1999 The International Tribunal for the Law of the Sea orders Japan to stop
illegally fishing for southern bluefin tuna. Australia ratifies the UN Fisheries Treaty. A Catch Documentation Scheme (CDS) is introduced for Patagonian toothfish.

2001 CCSBT, the management body for southern bluefin tuna, agrees not to run an “experimental” fishing program. South Korea joins the CCSBT, rewarded for fish piracy with a 1140 tonne quota. The UN Fisheries Treaty comes into force.

2002 The Australian government moves to protect the Patagonian toothfish by
nominating it for Appendix II listing on the Convention for International Trade in
Endangered Species (CITES).

2004 The Rainbow Warrior visits the Pacific to help governments, industry and
communities protect the ocean from overfishing and piracy. Greenpeace launches a report on how to combat pirate fishing in the pacific region.
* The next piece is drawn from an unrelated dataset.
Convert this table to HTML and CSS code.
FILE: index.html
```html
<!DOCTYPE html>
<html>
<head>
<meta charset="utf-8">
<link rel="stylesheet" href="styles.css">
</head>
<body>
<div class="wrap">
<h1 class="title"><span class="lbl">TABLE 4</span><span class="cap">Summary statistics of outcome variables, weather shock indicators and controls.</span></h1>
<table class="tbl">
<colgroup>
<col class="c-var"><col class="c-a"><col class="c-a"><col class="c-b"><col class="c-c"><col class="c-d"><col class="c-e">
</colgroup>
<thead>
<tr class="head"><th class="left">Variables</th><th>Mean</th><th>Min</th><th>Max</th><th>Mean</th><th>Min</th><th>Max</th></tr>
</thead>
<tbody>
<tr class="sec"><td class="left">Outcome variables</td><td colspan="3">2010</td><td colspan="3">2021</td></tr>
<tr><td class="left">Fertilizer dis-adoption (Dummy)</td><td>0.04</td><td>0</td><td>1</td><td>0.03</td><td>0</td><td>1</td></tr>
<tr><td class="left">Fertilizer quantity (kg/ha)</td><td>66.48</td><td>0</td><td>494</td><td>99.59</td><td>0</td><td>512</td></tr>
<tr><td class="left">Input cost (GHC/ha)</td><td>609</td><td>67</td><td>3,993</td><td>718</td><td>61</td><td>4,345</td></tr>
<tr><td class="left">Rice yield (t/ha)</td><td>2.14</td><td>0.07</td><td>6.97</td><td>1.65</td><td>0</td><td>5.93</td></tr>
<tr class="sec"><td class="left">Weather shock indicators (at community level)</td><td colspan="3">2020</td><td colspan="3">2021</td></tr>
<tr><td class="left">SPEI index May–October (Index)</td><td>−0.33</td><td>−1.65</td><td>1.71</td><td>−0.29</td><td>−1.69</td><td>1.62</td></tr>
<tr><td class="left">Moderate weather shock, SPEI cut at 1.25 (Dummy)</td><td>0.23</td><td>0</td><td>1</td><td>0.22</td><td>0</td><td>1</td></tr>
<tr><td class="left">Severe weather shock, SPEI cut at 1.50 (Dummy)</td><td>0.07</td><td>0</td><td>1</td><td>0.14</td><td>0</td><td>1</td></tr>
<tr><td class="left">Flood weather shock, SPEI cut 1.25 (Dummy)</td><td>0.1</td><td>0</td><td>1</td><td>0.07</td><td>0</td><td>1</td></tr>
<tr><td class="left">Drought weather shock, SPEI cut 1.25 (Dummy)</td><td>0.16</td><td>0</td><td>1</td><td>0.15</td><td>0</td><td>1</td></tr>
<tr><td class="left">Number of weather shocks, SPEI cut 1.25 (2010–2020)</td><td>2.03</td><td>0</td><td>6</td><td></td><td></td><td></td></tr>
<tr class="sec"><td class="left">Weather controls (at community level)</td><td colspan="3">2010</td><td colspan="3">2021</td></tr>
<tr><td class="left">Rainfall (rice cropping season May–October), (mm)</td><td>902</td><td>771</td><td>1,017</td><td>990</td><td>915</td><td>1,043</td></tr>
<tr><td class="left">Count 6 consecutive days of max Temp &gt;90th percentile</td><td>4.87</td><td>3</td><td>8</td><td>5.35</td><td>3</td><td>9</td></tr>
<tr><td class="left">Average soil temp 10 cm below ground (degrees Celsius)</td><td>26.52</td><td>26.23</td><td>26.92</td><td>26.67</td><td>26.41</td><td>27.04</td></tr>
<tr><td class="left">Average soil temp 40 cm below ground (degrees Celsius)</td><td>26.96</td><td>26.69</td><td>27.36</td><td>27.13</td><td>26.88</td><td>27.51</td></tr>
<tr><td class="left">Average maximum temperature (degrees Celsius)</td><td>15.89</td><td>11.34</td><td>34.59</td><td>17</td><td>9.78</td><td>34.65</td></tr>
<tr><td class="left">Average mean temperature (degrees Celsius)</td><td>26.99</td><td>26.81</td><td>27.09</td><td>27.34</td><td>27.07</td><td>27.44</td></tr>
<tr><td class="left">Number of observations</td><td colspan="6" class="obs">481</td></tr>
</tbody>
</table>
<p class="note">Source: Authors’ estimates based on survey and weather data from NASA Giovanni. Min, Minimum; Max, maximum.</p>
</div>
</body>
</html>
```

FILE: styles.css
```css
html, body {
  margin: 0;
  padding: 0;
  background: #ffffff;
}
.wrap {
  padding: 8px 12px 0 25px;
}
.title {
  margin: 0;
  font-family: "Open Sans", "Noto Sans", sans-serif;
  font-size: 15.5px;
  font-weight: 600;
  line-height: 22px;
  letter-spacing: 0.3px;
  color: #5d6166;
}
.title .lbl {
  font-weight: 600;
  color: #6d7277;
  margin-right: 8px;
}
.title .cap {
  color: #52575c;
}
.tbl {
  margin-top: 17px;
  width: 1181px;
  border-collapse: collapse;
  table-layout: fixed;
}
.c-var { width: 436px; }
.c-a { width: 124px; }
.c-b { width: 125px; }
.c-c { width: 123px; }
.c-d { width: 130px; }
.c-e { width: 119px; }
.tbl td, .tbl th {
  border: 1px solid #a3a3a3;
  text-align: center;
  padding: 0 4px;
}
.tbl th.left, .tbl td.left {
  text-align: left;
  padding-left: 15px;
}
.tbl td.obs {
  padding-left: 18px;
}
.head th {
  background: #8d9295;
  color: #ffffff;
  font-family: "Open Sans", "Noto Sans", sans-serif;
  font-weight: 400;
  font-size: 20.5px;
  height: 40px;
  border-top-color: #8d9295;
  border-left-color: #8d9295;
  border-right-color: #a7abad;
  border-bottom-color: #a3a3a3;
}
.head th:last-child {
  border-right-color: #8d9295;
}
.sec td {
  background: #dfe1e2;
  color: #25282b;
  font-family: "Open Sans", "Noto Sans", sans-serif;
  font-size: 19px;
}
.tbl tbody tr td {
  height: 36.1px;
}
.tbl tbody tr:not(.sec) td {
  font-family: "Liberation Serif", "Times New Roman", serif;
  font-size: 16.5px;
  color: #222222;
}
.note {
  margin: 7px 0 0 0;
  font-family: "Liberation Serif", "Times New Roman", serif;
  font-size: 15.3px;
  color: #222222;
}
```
The Rainbow Warrior crew documents the worlds most destructive fishing technique – bottom trawling for orange roughy – in the international waters of the Tasman Sea. CITES-listed endangered black coral is collected, after being dumped as by-catch from bottom trawl nets. Footage is beamed into a UN conference on ocean issues, mobilising delegates to deal with the urgent issue of bottom trawling in international waters.

2005 Greenpeace presents solutions to the Western and Central Pacific Fisheries commission mtg for the conservation and management of bigeye and yellowfin tuna.
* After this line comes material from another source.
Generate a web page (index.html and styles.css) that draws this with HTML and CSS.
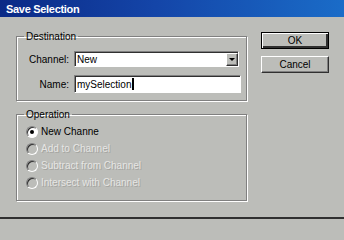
FILE: index.html
```html
<!DOCTYPE html>
<html>
<head>
<meta charset="utf-8">
<link rel="stylesheet" href="styles.css">
</head>
<body>
<div class="dialog">
  <div class="titlebar"><span class="title">Save Selection</span></div>
  <div class="content">
    <div class="main">
      <fieldset class="group dest">
        <legend>Destination</legend>
        <div class="row">
          <span class="label">Channel:</span>
          <div class="select"><span class="val">New</span><span class="drop"><span class="tri"></span></span></div>
        </div>
        <div class="row row2">
          <span class="label">Name:</span>
          <div class="field"><span class="val">mySelection</span><span class="caret"></span></div>
        </div>
      </fieldset>
      <fieldset class="group op">
        <legend>Operation</legend>
        <div class="radio"><span class="dot checked"></span><span>New Channe</span></div>
        <div class="radio off"><span class="dot"></span><span class="dis">Add to Channel</span></div>
        <div class="radio off"><span class="dot"></span><span class="dis">Subtract from Channel</span></div>
        <div class="radio off"><span class="dot"></span><span class="dis">Intersect with Channel</span></div>
      </fieldset>
    </div>
    <div class="buttons">
      <div class="btn default">OK</div>
      <div class="btn">Cancel</div>
    </div>
  </div>
</div>
</body>
</html>
```
FILE: styles.css
```css
html, body {
  margin: 0;
  padding: 0;
  background: #bcbdb9;
}
.dialog {
  width: 344px;
  height: 219px;
  box-sizing: border-box;
  background: #bcbdb9;
  border-bottom: 2px solid #303030;
  font-family: "Liberation Sans", Arial, sans-serif;
  font-size: 10px;
  color: #000;
  overflow: hidden;
}
.titlebar {
  height: 17px;
  background: linear-gradient(90deg, #0b2a86 0%, #1445a8 45%, #1a6cc8 100%);
  display: flex;
  align-items: center;
  padding-left: 6px;
}
.title {
  color: #fff;
  font-weight: bold;
  font-size: 11px;
  letter-spacing: -0.3px;
  padding-top: 1px;
}
.content {
  display: flex;
  padding-left: 16px;
}
.main {
  width: 231px;
  margin-top: 13px;
}
.group {
  margin: 0;
  padding: 0;
  border: 1px solid #808080;
  box-shadow: inset 1px 1px 0 #fff, 1px 1px 0 #fff;
  min-width: 0;
}
.group legend {
  margin-left: 7px;
  padding: 0 2px;
  line-height: 13px;
  color: #000;
}
.dest {
  height: 71px;
  box-sizing: border-box;
  padding-top: 8px;
}
.row {
  display: flex;
  align-items: center;
}
.row2 {
  margin-top: 8px;
}
.label {
  width: 52px;
  text-align: right;
  margin-right: 5px;
}
.select {
  width: 165px;
  height: 16px;
  box-sizing: border-box;
  background: #fff;
  border-top: 1px solid #808080;
  border-left: 1px solid #808080;
  border-right: 1px solid #fff;
  border-bottom: 1px solid #fff;
  box-shadow: inset 1px 1px 0 #303030;
  display: flex;
  align-items: center;
  justify-content: space-between;
}
.val {
  padding-left: 2px;
  font-size: 10px;
}
.drop {
  width: 12px;
  height: 13px;
  margin-top: 1px;
  background: #bcbdb9;
  border-top: 1px solid #fff;
  border-left: 1px solid #fff;
  box-shadow: inset -1px -1px 0 #808080;
  border-right: 1px solid #303030;
  border-bottom: 1px solid #303030;
  box-sizing: border-box;
  display: flex;
  align-items: center;
  justify-content: center;
}
.tri {
  width: 0;
  height: 0;
  border-left: 3px solid transparent;
  border-right: 3px solid transparent;
  border-top: 3px solid #000;
}
.field {
  width: 167px;
  height: 18px;
  box-sizing: border-box;
  background: #fff;
  border-top: 1px solid #808080;
  border-left: 1px solid #808080;
  border-right: 1px solid #fff;
  border-bottom: 1px solid #fff;
  box-shadow: inset 1px 1px 0 #303030;
  display: flex;
  align-items: center;
}
.caret {
  width: 2px;
  height: 12px;
  background: #000;
  margin-left: 1px;
}
.op {
  margin-top: 7px;
  height: 93px;
  box-sizing: border-box;
  padding-top: 2px;
}
.radio {
  height: 17px;
  display: flex;
  align-items: center;
  padding-left: 9px;
}
.dot {
  width: 12px;
  height: 12px;
  box-sizing: border-box;
  border-radius: 50%;
  border: 1px solid;
  border-color: #808080 #fff #fff #808080;
  box-shadow: inset 1px 1px 0 #303030;
  background: #bcbdb9;
  margin-right: 3px;
  position: relative;
}
.dot.checked {
  background: #fff;
}
.dot.checked::after {
  content: "";
  position: absolute;
  left: 3px;
  top: 3px;
  width: 4px;
  height: 4px;
  border-radius: 50%;
  background: #000;
}
.dis {
  color: #e6e6e4;
  text-shadow: 1px 1px 0 #a4a4a0;
}
.buttons {
  margin-left: 14px;
  margin-top: 15px;
  width: 68px;
  display: flex;
  flex-direction: column;
  gap: 7px;
}
.btn {
  height: 17px;
  box-sizing: border-box;
  background: #bcbdb9;
  border-top: 1px solid #fff;
  border-left: 1px solid #fff;
  border-right: 1px solid #303030;
  border-bottom: 1px solid #303030;
  box-shadow: inset -1px -1px 0 #808080;
  display: flex;
  align-items: center;
  justify-content: center;
  font-size: 10px;
}
.btn.default {
  border: 1px solid #000;
  box-shadow: inset 1px 1px 0 #fff, inset -2px -2px 0 #303030;
}
```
The Rainbow Warrior prevents bottom trawlers in the Tasman Sea deploying their nets sparking legal threats from the fishing industry. Onboard crew film a 400-year-old giant gorgonian coral being cut from a bottom trawl net, dragged to the edge of the deck and thrown overboard. This evidence is played on television news around the world.
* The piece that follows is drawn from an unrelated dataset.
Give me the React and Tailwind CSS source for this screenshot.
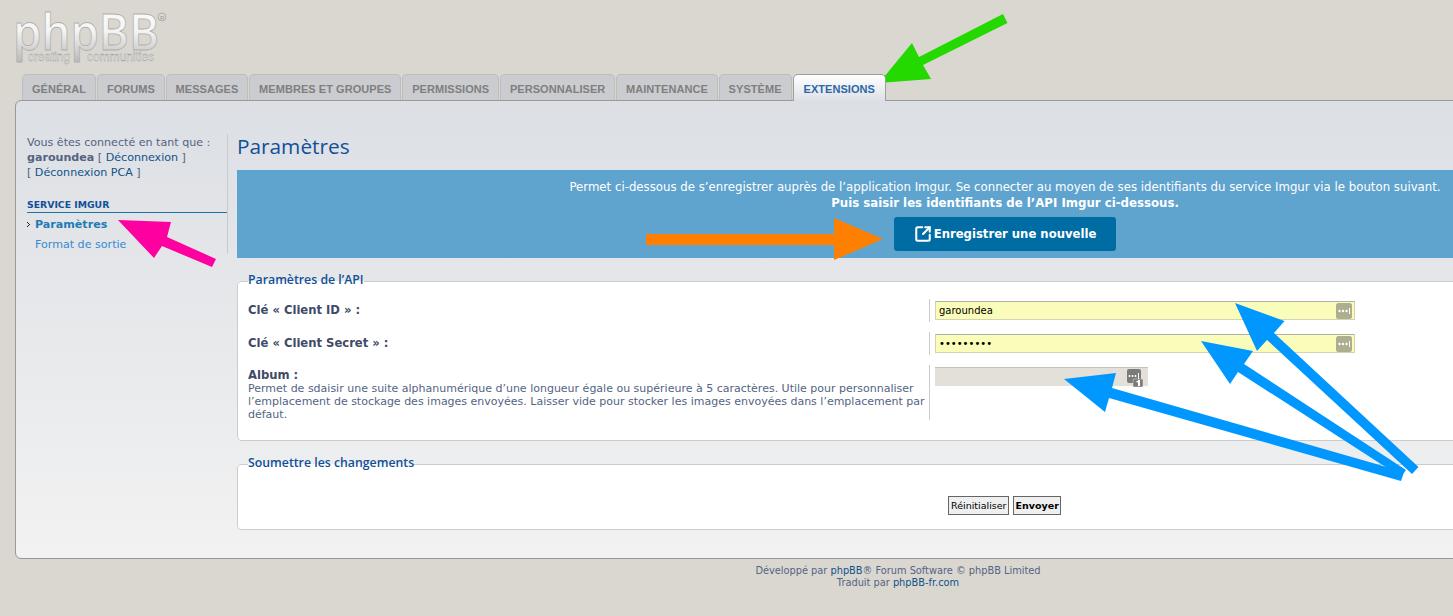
import React from "react";
import { SquareArrowOutUpRight } from "lucide-react";

const dj = "font-['DejaVu_Sans',Verdana,sans-serif]";

const tabs = ["GÉNÉRAL", "FORUMS", "MESSAGES", "MEMBRES ET GROUPES", "PERMISSIONS", "PERSONNALISER", "MAINTENANCE", "SYSTÈME"];

function Logo() {
  return (
    <svg width="170" height="66" viewBox="0 0 170 66" className="block">
      <defs>
        <linearGradient id="lg" x1="0" y1="0" x2="0" y2="1">
          <stop offset="0" stopColor="#ffffff" />
          <stop offset="0.5" stopColor="#f4f4f4" />
          <stop offset="1" stopColor="#b4b4b4" />
        </linearGradient>
      </defs>
      <text x="13" y="50" fontFamily="'Open Sans',sans-serif" fontSize="50" fontWeight="600" fill="url(#lg)" stroke="#b0b0ac" strokeWidth="0.8" textLength="146" lengthAdjust="spacingAndGlyphs">phpBB</text>
      <text x="28" y="61" fontFamily="'Liberation Sans',sans-serif" fontSize="12" fill="#f4f4f4" stroke="#8f8f8f" strokeWidth="0.35" textLength="42" lengthAdjust="spacingAndGlyphs">creating</text>
      <text x="87" y="61" fontFamily="'Liberation Sans',sans-serif" fontSize="12" fill="#f4f4f4" stroke="#8f8f8f" strokeWidth="0.35" textLength="67" lengthAdjust="spacingAndGlyphs">communities</text>
      <circle cx="162" cy="17" r="4" fill="none" stroke="#b0b0ac" strokeWidth="1" />
      <text x="160" y="20" fontFamily="'Liberation Sans',sans-serif" fontSize="6" fill="#9a9a96">R</text>
    </svg>
  );
}

function DotsIcon() {
  return (
    <svg width="16" height="16" viewBox="0 0 16 16" className="absolute right-[3px] top-[2px]">
      <rect width="16" height="16" rx="2.5" fill="#adad90" />
      <circle cx="3.5" cy="8" r="1.2" fill="#fff" />
      <circle cx="7" cy="8" r="1.2" fill="#fff" />
      <circle cx="10.5" cy="8" r="1.2" fill="#fff" />
      <rect x="13" y="5" width="1" height="6" fill="#fff" />
    </svg>
  );
}

function BadgeIcon() {
  return (
    <svg width="16" height="18" viewBox="0 0 16 18" className="absolute right-[5px] top-[1px]">
      <rect width="14" height="14" rx="2" fill="#7b7b7b" />
      <rect x="6" y="10" width="10" height="8" rx="1" fill="#7b7b7b" stroke="#e3dfd9" strokeWidth="0.5" />
      <circle cx="2.5" cy="7" r="1" fill="#fff" />
      <circle cx="5.5" cy="7" r="1" fill="#fff" />
      <circle cx="8.5" cy="7" r="1" fill="#fff" />
      <rect x="11" y="4" width="1" height="6" fill="#fff" />
      <rect x="11" y="11" width="2" height="6" fill="#fff" />
      <rect x="9.5" y="12" width="2" height="1.4" fill="#fff" />
    </svg>
  );
}

function Field({ type = "text", value }) {
  return (
    <div className="relative w-[420px] h-[19px]">
      <input
        readOnly
        type={type}
        value={value}
        className={`block w-full h-full bg-[#fafdb9] border border-[#d4d4b4] border-t-[#b0b0a8] pl-[3px] text-[10px] text-black outline-none ${dj}`}
      />
      <DotsIcon />
    </div>
  );
}

function Arrows() {
  return (
    <svg width="1453" height="616" viewBox="0 0 1453 616" className="absolute left-0 top-0 pointer-events-none">
      <polygon fill="#23d900" points="1003,14 1007.5,23 923,65 931,79 879,83 912,43 919,57" />
      <polygon fill="#ff00a0" points="118,220 171,222 167,237 216,259 212,267 162,246 154,258" />
      <polygon fill="#ff8000" points="646,234 834,234 834,218 883,239 834,260 834,245 646,245" />
      <polygon fill="#0098ff" points="1235,303 1284.5,321 1274,333 1418.5,467 1412,474 1267,340 1257,351" />
      <polygon fill="#0098ff" points="1201,341 1253,351 1244,364 1406,470 1401,477 1238,372 1230,384" />
      <polygon fill="#0098ff" points="1064,379 1116,373 1112,388 1404,472 1401,481 1109,398 1105,412" />
    </svg>
  );
}

const labelCls = "w-[681px] shrink-0 text-[11.6px] font-bold text-[#3f4b66] pt-[4px] leading-[14px]";
const legendCls = "pb-[2px] font-['Open_Sans',sans-serif] text-[12.3px] leading-[14px] font-semibold text-[#115098]";

export default function App() {
  return (
    <div className={`relative w-[1453px] h-[616px] overflow-hidden bg-[#dad7d0] ${dj}`}>
      <div className="w-[1796px]">
        <div className="h-[74px]">
          <Logo />
        </div>

        <div className="relative z-10 flex items-end h-[27px] pl-[22px] gap-[0.75px] font-['Liberation_Sans',Arial,sans-serif] text-[11px] font-bold tracking-[0.05px]">
          {tabs.map((t) => (
            <div key={t} className="h-[26px] mb-[1px] px-[9px] pt-[7px] leading-[14px] text-[#7f7f7f] bg-[#cbccd0] border border-b-0 border-[#bdbdbb] rounded-t-[5px] whitespace-nowrap">
              {t}
            </div>
          ))}
          <div className="h-[27px] ml-[0.25px] px-[10px] pt-[7px] leading-[14px] text-[#2968a8] bg-gradient-to-b from-white to-[#dde0e5] border border-b-0 border-[#9e9e9e] rounded-t-[5px] whitespace-nowrap">
            EXTENSIONS
          </div>
        </div>

        <div className="ml-[15px] w-[1767px] h-[459px] -mt-[1px] flex pl-[11px] pr-[8px] pt-[33px] bg-gradient-to-b from-[#dcdfe4] to-[#f2f2f2] border border-[#999] rounded-[6px]">
          <aside className="w-[201px] shrink-0 h-[120px] border-r border-[#c8cacd] text-[11.1px] leading-[15px] text-[#536482]">
            <p className="mt-[1px]">Vous êtes connecté en tant que :</p>
            <p><b>garoundea</b> [ <span className="text-[#105289]">Déconnexion</span> ]</p>
            <p>[ <span className="text-[#105289]">Déconnexion PCA</span> ]</p>
            <div className="mt-[18px] h-[15px] leading-[13px] text-[9.3px] font-bold text-[#115098] border-b border-[#1b75ac]">SERVICE IMGUR</div>
            <div className="relative mt-[3px] pl-[8px] font-bold text-[#1f7cb5] leading-[17px]">
              <svg width="4" height="5" viewBox="0 0 4 5" className="absolute left-0 top-[6px]">
                <rect x="0" y="0" width="1" height="1" fill="#222" />
                <rect x="1" y="1" width="1" height="1" fill="#222" />
                <rect x="2" y="2" width="1" height="1" fill="#222" />
                <rect x="1" y="3" width="1" height="1" fill="#222" />
                <rect x="0" y="4" width="1" height="1" fill="#222" />
              </svg>
              Paramètres
            </div>
            <div className="mt-[3px] pl-[8px] text-[#368ad2] leading-[17px]">Format de sortie</div>
          </aside>

          <main className="ml-[9px] flex-1 min-w-0">
            <h1 className="h-[38px] -mt-[2px] font-['Open_Sans',sans-serif] text-[20.8px] leading-[28px] text-[#115098]">Paramètres</h1>
            <div className="h-[88px] bg-[#5fa3cf] text-white text-center pt-[9px] text-[11.75px] leading-[16px]">
              <p>Permet ci-dessous de s’enregistrer auprès de l’application Imgur. Se connecter au moyen de ses identifiants du service Imgur via le bouton suivant.</p>
              <p className="font-bold">Puis saisir les identifiants de l’API Imgur ci-dessous.</p>
              <div className="mt-[6px] mx-auto w-[222px] h-[34px] flex items-center justify-center gap-[2px] bg-[#006ca4] rounded-[3px] text-[11.65px] font-bold">
                <SquareArrowOutUpRight size={18} strokeWidth={2.75} />
                Enregistrer une nouvelle
              </div>
            </div>

            <fieldset className="mt-[15px] h-[168px] bg-white border border-[#ccc] rounded-[4px] pl-[10px] relative">
              <legend className={legendCls}>Paramètres de l’API</legend>
              <div className="flex mt-[10px]">
                <div className={labelCls}>Clé « Client ID » :</div>
                <div className="border-l border-[#ccc] pl-[5px] py-[2px]"><Field value="garoundea" /></div>
              </div>
              <div className="flex mt-[10px]">
                <div className={labelCls}>Clé « Client Secret » :</div>
                <div className="border-l border-[#ccc] pl-[5px] py-[2px]"><Field type="password" value="garoundea" /></div>
              </div>
              <div className="flex mt-[10px]">
                <div className="w-[681px] shrink-0 pr-[3px] pt-[4px] text-[11px] leading-[13px] text-[#536482]">
                  <div className="text-[11.6px] font-bold text-[#3f4b66]">Album :</div>
                  Permet de sdaisir une suite alphanumérique d’une longueur égale ou supérieure à 5 caractères. Utile pour personnaliser l’emplacement de stockage des images envoyées. Laisser vide pour stocker les images envoyées dans l’emplacement par défaut.
                </div>
                <div className="border-l border-[#ccc] pl-[5px] pt-[2px] h-[55px]">
                  <div className="relative w-[213px] h-[19px] bg-[#e3dfd9] border-t border-[#c4c2bc]"><BadgeIcon /></div>
                </div>
              </div>
            </fieldset>

            <fieldset className="mt-[15px] h-[74px] bg-white border border-[#ccc] rounded-[4px] pl-[10px]">
              <legend className={legendCls}>Soumettre les changements</legend>
              <div className="flex justify-center gap-[4px] mt-[24px] pr-[10.5px]">
                <div className="w-[61px] h-[19px] bg-[#efefef] border border-[#666] text-[9.5px] leading-[17px] text-center text-black">Réinitialiser</div>
                <div className="w-[48px] h-[19px] bg-[#efefef] border border-[#666] text-[9.5px] leading-[17px] text-center font-bold text-black">Envoyer</div>
              </div>
            </fieldset>
          </main>
        </div>

        <footer className="mt-[5.5px] text-center text-[9.8px] leading-[12px] text-[#536482]">
          <p>Développé par <span className="text-[#105289]">phpBB</span>® Forum Software © phpBB Limited</p>
          <p>Traduit par <span className="text-[#105289]">phpBB-fr.com</span></p>
        </footer>
      </div>
      <Arrows />
    </div>
  );
}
2006 Greenpeace sails the world, including the Pacific, to ‘Defend our Oceans’ from the many threats that face them.

During the Pacific leg, Greenpeace documents extensive unregulated fishing practices by registered fishing vessels, and finds evidence that fishing vessels regularly ‘launder’ undisclosed catches by transferring tuna to refrigerated cargo ships in international waters.

Greenpeace  launches the ‘Roadmap to Recovery’ report which advocates that 40% of the world’s oceans must become marine reserves to save the oceans from overfishing and pollution.

In October our lobbying efforts help Pacifc Island leaders agree on a declaration that advocates for the protection of Pacific seamounts and the prohibition of destructive fishing practices like bottom trawling in the region. This was the first region in the world to have in place a declaration of this kind.

The Pacific Island Forum lead the way globally by proposing a moratorium on bottom trawling in international waters at the United Nations.

2007 As a result of intensive Greenpeace lobbying of Pacific leaders, the Pacific Islands Forum passes the Vava'u Declaration, "Our Fish our Future", on Pacific Fisheries Resources which “seeks the urgent adoption of additional measures… to address over-fishing of bigeye and yellowfin”.

Thanks to agreements stemming from the UN, 25% of international waters have been closed to bottom trawling for orange roughy and other deep sea species – most of this is in the South Pacific Ocean.

2008 Australian and New Zealand Governments agree to close the South Tasman Rise (off Tasmania) to bottom trawling to their vessels.

Greenpeace begins a campaign to create the world’s first marine reserves in international waters.